The Mediterranean is quite a seductress. Even in a city like Zadar, it's easy to just spend all your time on or by the water. It takes a lot to pull yourself away and move inland. Zadar's Old Town is filled with Renaissance and Romanesque buildings, white stones walkways and orange roofs for as far as the eye can see. There's a reason that it feels a lot like Italy, as it was part of the Roman Empire, then the Republic of Venice and then, briefly, part of Italy proper (after its foray as Austrian). We could have/should have done more sightseeing, but were content to just walk around on dry land for a while.
On Zadar's peninsula, if a building isn't old or white (or old and white) it's a pizza shop. The pies are more reminiscent of New York than Italy, floppy and cut diagonally and sold by the "piece" aka slice. Outside of the Old Town, most people pick up a Croatian savory pastry called burek for a bite on the go. There are bakeries absolutely everywhere in Zadar. Near the sights, though, it's all pizza all the time. And gelato.
Lace-makers line a number of streets, setting their chairs up close to the walls to get whatever bit of shade a roof above can offer. A few have doilies set out for sale, but most are just content to sit quietly amongst friends and make lace. So close to the island, I assume they are making Pag lace or "white gold," as it is referred to. I don't know enough about it to be able to tell.
Zadar has been populated since prehistoric times, making this church from the 9th century seem almost modern. Almost. It is St. Donatus Church and is the most important preserved structure in all of Dalmatia. We climbed the bell tower next door, from which we hear a tune from our apartment miles away each morning, and were able to see the rotunda's orange roof, shingled in a spiral of bright terracotta. Beyond it was the sea, the perfect, complimentary blue sea, and we were lured to the wet side once more. Moving inland again hours later, on our way home.
Outside the center, Zadar seems a lot more familiar, more local and less touristy. Like in any other town in any other country, a carnival was set up - it's not a summer night without people spinning around in the air and bouncing off of one another in bumper cars. It took so long for the sun to set that by the time the neon lights had their proper black backdrop, most of the drowsy children were draped over their parents' shoulders. A few teenage girls waited for their dates in more-date-than-carnival-ride-friendly attire.

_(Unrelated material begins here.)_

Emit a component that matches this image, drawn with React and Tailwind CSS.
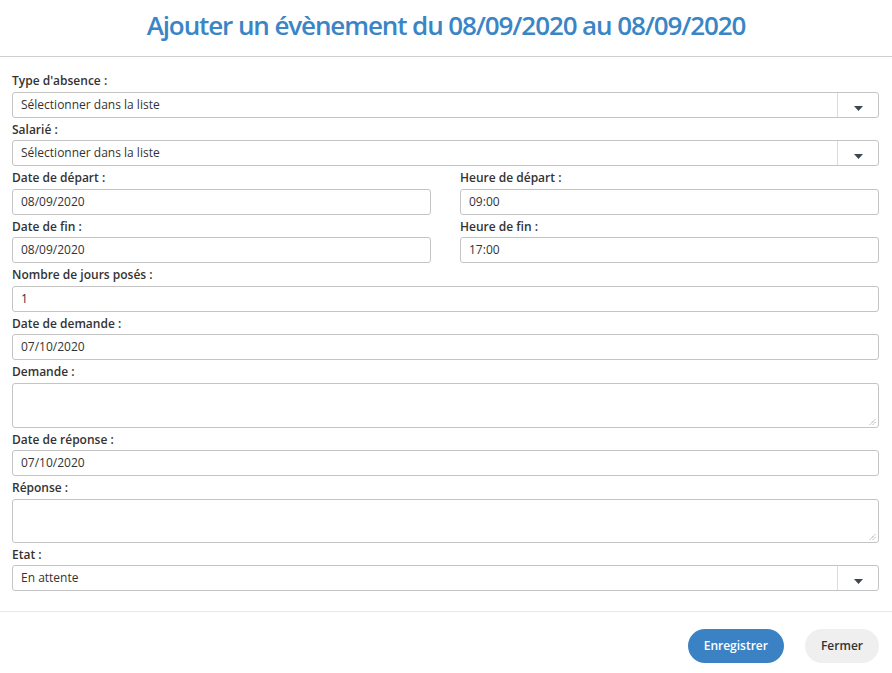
import React from 'react'

const font = { fontFamily: '"Open Sans", "Liberation Sans", sans-serif' }

const Label = ({ children }) => (
  <div className="pt-[4px] mb-[3px] h-[19.5px] text-[12px] leading-[16px] font-semibold text-[#333]">
    {children}
  </div>
)

const Input = ({ value }) => (
  <div className="h-[26px] border border-[#c4c4c4] rounded-[3px] px-[8px] flex items-center text-[12px] text-[#333]">
    {value}
  </div>
)

const Select = ({ value }) => (
  <div className="h-[26px] border border-[#c4c4c4] rounded-[3px] flex text-[12px] text-[#333]">
    <div className="flex-1 flex items-center px-[8px]">{value}</div>
    <div className="w-[41px] border-l border-[#dcdcdc] flex items-end justify-center pb-[6px]">
      <svg width="9" height="5" viewBox="0 0 9 5"><path d="M0 0h9L4.5 5z" fill="#3d4653" /></svg>
    </div>
  </div>
)

const TextArea = ({ h }) => (
  <div className={`relative border border-[#c4c4c4] rounded-[3px] ${h}`}>
    <svg className="absolute right-[2px] bottom-[2px]" width="7" height="7" viewBox="0 0 7 7">
      <path d="M1 6.5L6.5 1M4 6.5L6.5 4" stroke="#777" strokeWidth="1" strokeDasharray="1 1" />
    </svg>
  </div>
)

const Field = ({ label, children }) => (
  <div>
    <Label>{label}</Label>
    {children}
  </div>
)

export default function App() {
  return (
    <div className="w-[892px] h-[673px] bg-white" style={font}>
      <div className="h-[57px] border-b border-[#cfcfcf] flex items-center justify-center">
        <h1 className="text-[26px] font-semibold text-[#3a85c6] tracking-[-1.1px] -mt-[6px]">
          Ajouter un évènement du 08/09/2020 au 08/09/2020
        </h1>
      </div>
      <div className="px-[12px] pt-[12px] pb-[20px] mr-[1px]">
        <Field label="Type d'absence :"><Select value="Sélectionner dans la liste" /></Field>
        <Field label="Salarié :"><Select value="Sélectionner dans la liste" /></Field>
        <div className="grid grid-cols-2 gap-x-[29px]">
          <Field label="Date de départ :"><Input value="08/09/2020" /></Field>
          <Field label="Heure de départ :"><Input value="09:00" /></Field>
          <Field label="Date de fin :"><Input value="08/09/2020" /></Field>
          <Field label="Heure de fin :"><Input value="17:00" /></Field>
        </div>
        <Field label="Nombre de jours posés :"><Input value="1" /></Field>
        <Field label="Date de demande :"><Input value="07/10/2020" /></Field>
        <Field label="Demande :"><TextArea h="h-[45px]" /></Field>
        <Field label="Date de réponse :"><Input value="07/10/2020" /></Field>
        <Field label="Réponse :"><TextArea h="h-[44px]" /></Field>
        <Field label="Etat :"><Select value="En attente" /></Field>
      </div>
      <div className="border-t border-[#e8e8e8] flex justify-end gap-[21px] pt-[17px] px-[13px]">
        <button className="h-[34px] px-[16px] rounded-full bg-[#3a82c4] text-white text-[12px] font-semibold">
          Enregistrer
        </button>
        <button className="h-[34px] px-[16px] rounded-full bg-[#efefef] text-[#333] text-[12px] font-semibold">
          Fermer
        </button>
      </div>
    </div>
  )
}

At a bar on the corner, on significantly less 'dry' land, a bucket of sardines ("70 pounds," we were told) were lined up on a grill, one next to the other like, well, sardines. As a row finished, they were piled onto a plastic plate, topped with a nub of crusty bread and placed on a table as a complimentary snack. Definitely beats a bowl full of beer nuts. At about 10pm, most of the nibbling bar goers were just starting their evening. Zadar's Garden Festival was taking place, a series of concerts and after-show boat parties that draws crowds every year. I heard a few thumps of music when I got up for a drink of water in the night, hours later, and then happily snuggled right back into bed.